Food and drink is the biggest manufacturing sector in the UK. And this is no surprise, given the country’s global brands and products. Food businesses, in general, are doing well right now. And even during the recession, they did brisk business, contrary to much of the rest of the economy.
Many firms that were once unknown have risen to become celebrated household names. So what can you do to make the leap from cool idea to global brand?
Test Your Recipes
Ultimately, success in the food business isn’t about marketing or business models; it’s about taste. Are your recipes actually any good?

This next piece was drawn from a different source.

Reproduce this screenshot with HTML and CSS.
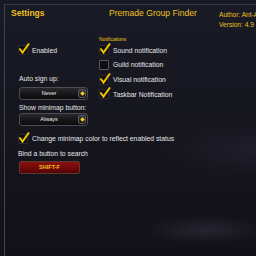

One thing that you might want to do is trial your recipes on other people to find out whether they like what you’ve made or not. Don’t just ask family and friends either. Trial your food on people you don’t know and ask them to give you honest feedback about what they think. Sometimes, somebody who really knows their food might be able to make a suggestion to make your recipes even better.
Use The Right Equipment
The equipment that you use must meet both health and safety requirements and be practical. A regular kitchen with conventional equipment just won’t do. Any counters on which you prepare food should be stainless steel with durable stud welding underneath. And your other equipment should be suitable for commercial use. Things like counter-mounted tin openers can come in handy if you open a high volume of tins. And implements, like vegetable cutters, come in handy if you have to prepare a large volume of vegetables yourself.
Start Out Local
The best way for you to start and consolidate a food business is to serve the local area first. In fact, this is exactly what happened historically with some of the UK’s most celebrated foods. Think Melton Mowbray pork pies and Cornish pasties.
Setting up a local stall isn’t too expensive. Plus, you’ll get to form personal relationships with all your customers. What’s more, it’s easier to get your products into the local delis and cafes than it is the bigger chains. Once you’re established, then that is the time to approach the larger chains.
Prioritise Customer Service
As in most industries, customer service should be a priority. In fact, you should make sure that all your customers feel valued and accepted. If you’re setting up a restaurant or coffee shop, make sure staff know how to treat the customers. Often excellent customer service and environment can make up for bad food!
Attend Industry Shows
The food business isn’t stagnant. It’s a business, like every other business, that is always adapting to new customer preferences. Trade shows are a perfect place for you to learn about the latest trends in the industry and where others expect the market to go.
It’s also a perfect place for you to demonstrate your product. Perhaps you have a particularly exciting concept or idea. This is your chance to show the world what it is that you’ve been working on.